Another, higher level concern that I’ve absorbed is “favorite word” overload. Most authors have a few phrases or words we get into the habit of using too often, thesaurus.com notwithstanding. When I see them now, they stick out, and I usually adjust to another word. It seems I like the verb “lurch” an awful lot! It’s a great word. But, it’s sort of like ice cream. It’s awesome, but too much of it is going to make your brain freeze and your insides protest. I’ll add here that judging by what’s in my freezer, apparently, I haven’t entirely learned the ice cream lesson. I bet the same can be said for my writing.
The highest style-related issue that I’m changing, though, are chapter endings. Chapters need to have conclusions, just like essays and stories. Even if they end on a cliffhanger, a balance must be had between making sense where to close out a chapter, and making the reader want to go onto the next one. Not all of my chapter endings are weak, but enough of them end where they shouldn’t. There will be dialogue or action with no effect at the end, where in reality, the ending should reflect the chapter’s theme. Chapters are almost like novels in miniature structurally.
That brings me to structure in general. If you happen to be a genre writer, you’ll probably get defensive about this, but I stand by it. It is important to be aware of structure and follow it when first learning to write fiction. By “first learn,” I mean, you haven’t had much by way of instruction or guidance, and you’ve been relying on imitating other writers in your genre. So, the idea of being a beginning writer, in this sense, applies whether you’re not published yet, or you’ve written twenty-five books with no instruction and self-published them. That’s not what you should be doing if you care about the art of fiction.
The reason why there are structural rules in the first place is to make a finished text coherent. Indeed, writing teachers, authors, and experts often highlight the importance of sequential action that escalates as the story continues. The idea is to keep building tension. For example, playwright, novelist, and professor emeritus of fiction writing at Florida State University (and one of my teachers), Janet Burroway, emphasizes that raw talent and vision are not enough to write stories well. Writers must, she says, have firm understanding and control of structure in order to ensure that readers will want to know what happens next, and keep turning pages (Burroway, 124). In other words, without increasing the intensity and moving the content forward, readers usually do not have much impetus to continue reading. Often in works that ignore this, stories stop mid-action to give a lengthy description for example. Detailed writing is fantastic, but it can’t be static. Alternatively, actions that need to be played out are glossed over, causing confusion and a sense of being rushed on the part of the reader.
Without structure, there is, arguably, no real story being told, but rather, a collection of ideas which may or may not be interesting to someone other than the author.
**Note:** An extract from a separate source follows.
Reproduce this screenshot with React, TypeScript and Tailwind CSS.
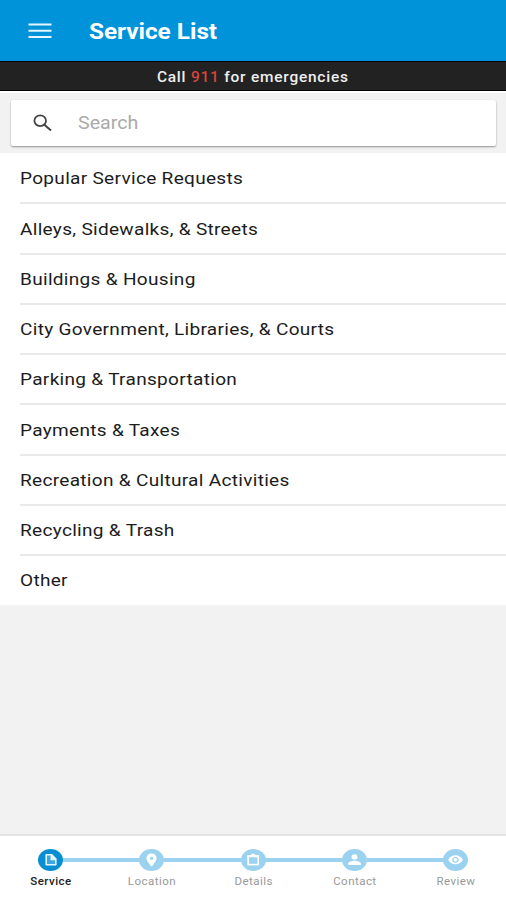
import { Fragment, type ReactNode } from "react";
import { clsx } from "clsx";

const categories = [
    "Popular Service Requests",
    "Alleys, Sidewalks, & Streets",
    "Buildings & Housing",
    "City Government, Libraries, & Courts",
    "Parking & Transportation",
    "Payments & Taxes",
    "Recreation & Cultural Activities",
    "Recycling & Trash",
    "Other",
];

const steps: { label: string; icon: ReactNode }[] = [
    {
        label: "Service",
        icon: (
            <>
                <path
                    d="M8 5.8h5.4l4 4.2v5.8H8z"
                    fill="#3ba8de"
                    stroke="#e6f5fc"
                    strokeWidth="1.5"
                    strokeLinejoin="round"
                />
                <path d="M12.2 5.4h1.6l4 4.4v1.4h-5.6z" fill="#e6f5fc" />
            </>
        ),
    },
    {
        label: "Location",
        icon: (
            <path
                d="M12.2 4.6c-2.8 0-4.9 2-4.9 4.6 0 3.3 4.9 8.2 4.9 8.2s4.9-4.9 4.9-8.2c0-2.6-2.1-4.6-4.9-4.6zm0 3.2a1.6 1.5 0 1 1 0 3 1.6 1.5 0 0 1 0-3z"
                fill="#fff"
                fillRule="evenodd"
            />
        ),
    },
    {
        label: "Details",
        icon: (
            <>
                <rect x="7" y="7" width="9.8" height="8.6" fill="none" stroke="#fff" strokeWidth="1.6" />
                <path d="M6.2 6.4h3.5c.2-1.2 1-2 2.2-2s2 .8 2.2 2h3.5v1.9H6.2z" fill="#fff" />
            </>
        ),
    },
    {
        label: "Contact",
        icon: (
            <path
                d="M12.2 5.2a2.9 2.7 0 1 1 0 5.4 2.9 2.7 0 0 1 0-5.4zM6 16v-1.4c0-1.9 3.6-2.9 6.2-2.9s6.2 1 6.2 2.9V16z"
                fill="#fff"
            />
        ),
    },
    {
        label: "Review",
        icon: (
            <>
                <path d="M5 10.8c1.4-2.9 4.1-4.5 7.2-4.5s5.8 1.6 7.2 4.5c-1.4 2.9-4.1 4.5-7.2 4.5S6.4 13.7 5 10.8z" fill="#fff" />
                <ellipse cx="12.2" cy="10.8" rx="2.6" ry="2.3" fill="#fff" stroke="#9bd2ef" strokeWidth="1.2" />
            </>
        ),
    },
];

function Header() {
    return (
        <header className="flex h-[61px] shrink-0 items-center bg-[#0093da] pt-px pl-7 text-white">
            <svg className="h-6 w-6" viewBox="0 0 24 24" aria-label="Menu">
                <path d="M.5 5.5h23M.5 11.7h23M.5 18h23" stroke="#e4f5fd" strokeWidth="1.9" />
            </svg>
            <h1 className="ml-[37px] origin-left scale-x-[1.105] whitespace-nowrap pt-px text-[22px] font-bold">
                Service List
            </h1>
        </header>
    );
}

function SearchBox() {
    return (
        <div className="shrink-0 border-t-2 border-white bg-[#f2f2f2] pt-[7px] pr-[10px] pb-[7px] pl-[11px]">
            <div className="flex h-[46px] items-center rounded-[2px] bg-white pl-[22px] shadow-[0_1px_2px_rgba(0,0,0,0.4)]">
                <svg className="h-[18px] w-[19px]" viewBox="0 0 19 18" fill="none" stroke="#444">
                    <ellipse cx="7.2" cy="6.7" rx="5.8" ry="5.4" strokeWidth="1.8" />
                    <path d="M11.4 10.7l6.6 5.9" strokeWidth="2" />
                </svg>
                <span className="ml-[26px] origin-left scale-x-[1.09] pb-[2px] text-[18px] text-[#aaa]">Search</span>
            </div>
        </div>
    );
}

function StepBar() {
    return (
        <footer className="flex h-[66px] shrink-0 items-start border-t-2 border-[#e4e4e4] bg-white pt-[13px] pl-[38.5px]">
            {steps.map((step, i) => (
                <Fragment key={step.label}>
                    {i > 0 && <div className="mt-[9px] h-1 w-[77px] shrink-0 bg-[#9bd2ef]" />}
                    <div className="flex w-[24.3px] shrink-0 flex-col items-center">
                        <svg className="h-[22px] w-[25px] shrink-0" viewBox="0 0 24.4 22" preserveAspectRatio="none">
                            <ellipse cx="12.2" cy="11" rx="12.2" ry="11" fill={i === 0 ? "#0a8ed2" : "#9bd2ef"} />
                            {step.icon}
                        </svg>
                        <span
                            className={clsx(
                                "mt-[4px] scale-x-[1.15] text-[10px] leading-[14px] tracking-[0.4px]",
                                i === 0 ? "font-medium text-[#222]" : "text-[#999]"
                            )}
                        >
                            {step.label}
                        </span>
                    </div>
                </Fragment>
            ))}
        </footer>
    );
}

export default function App() {
    return (
        <div className="flex h-screen w-full flex-col overflow-hidden bg-[#f2f2f2] font-[Roboto,sans-serif]">
            <Header />
            <div className="flex h-[30px] shrink-0 items-center justify-center border-y border-black bg-[#222] text-[#eee]">
                <p className="scale-x-[1.105] whitespace-nowrap pt-[2px] text-[14px] font-medium tracking-[0.7px]">
                    Call <span className="text-[#d8443c]">911</span> for emergencies
                </p>
            </div>
            <SearchBox />
            <ul className="h-[452px] shrink-0 bg-white pt-px pl-5">
                {categories.map((name) => (
                    <li
                        key={name}
                        className="flex h-[50.25px] items-center border-b-2 border-[#e9e9e9] pt-[2px] last:border-transparent"
                    >
                        <span className="origin-left scale-x-[1.12] whitespace-nowrap text-[17px] tracking-[0.27px] text-[#1c1c1c]">
                            {name}
                        </span>
                    </li>
                ))}
            </ul>
            <div className="flex-1" />
            <StepBar />
        </div>
    );
}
However, new writers often conflate trope-driven narratives with actual structure and form. In reality, the two are quite different. The former, or formulaic fiction, Burroway explains, is “hackneyed,” and we find this all the time in mass-market genre fiction like romance, fantasy, and sci-fi. Look in any used paperback store, and you’ll find tons of romances, fantasy works, etc. that all essentially look the same shape-wise and tell the same basic story. Structure and form, on the other hand, are parts of the art form that is fiction (Burroway, 125). One difference here is genre fiction’s frequent reliance on cliches, and the stories tend to be cookie cutter: just insert new characters and change the basic details. The story, she says, is artwork, as opposed to writing that follows a prescribed set rules, usually per genre, to present the same, basic content.
What this all means is that good fiction requires technique, and, in its absence, one is left with a kind of fill-in-the-blank text with a few variations for style and details, or the writing is simply a collection of thoughts or concepts. It hardly counts as a story because it requires so little thought or creativity. To create solid fiction, incorporating structure technique is essential. Even successful experimental writers usually have the basics under their belts, and their choices are deliberate. It is true that writers often balk at the idea of embracing form and structure. Plenty of formula fiction works may go on to be financially lucrative, so the temptation to rely on this type of writing is strong. However, if writers want to be taken seriously as artists, they must embrace structure. Unwillingness to do so, and lack of understanding or control, become evident when writers produce un-nuanced, sloppy, uneven novels.
I’ve learned the hard way not to get into this issue on social media. I’ve gotten a lot of people upset by the idea that, without even singling people out, their work isn’t ready to see light of day—not by a longshot. I’ve been called “elitist.” Well, so be it. I still stand by this.
That brings me back to my books. This is old ground, but my first editor correctly predicted that I’d have a hard time getting an agent to represent my books. My books follow more of a classic structure, and they combine several genres, placing them more in the literary/experimental arena, but they’re still sci-fi and romance heavy, and use many of those genres’ tropes. On the other hand, they’re much more character-driven rather than plot-driven (my editor called them postmodern, but only problematic if I’m trying to sell to a genre). Agents, he said, weren’t going to know how to sell them. It doesn’t matter how amazing one’s work is; agents’ jobs are to sell, not celebrate. Publishers are interested in profits, not genius; writing and marketing or publishing are completely different things. As much as I’m all about accolades and prestige (yes, my ego is that fragile), ultimately, I want people to read and enjoy the books.
So, back to the “art” of writing I go as I dive back into my first novels. The chapters that sort of trail off without a definitive “ending” aren’t experimental, nor are they stylistic choices. They’re just incomplete. In other chapters, even I want to keep going to see what happens next! In other words, they’re still uneven. For me, writing is a recursive process. No work is ever really perfect or complete. They can be refined over and over, even after publication. Look at all the Big 5 books that are in their umpteenth editions. They’re generally memorable as a “type” rather than a specific, interesting, creative work. If you want to be a writer, be prepared to dive deeply and often, and see your work with new eyes as often as you can.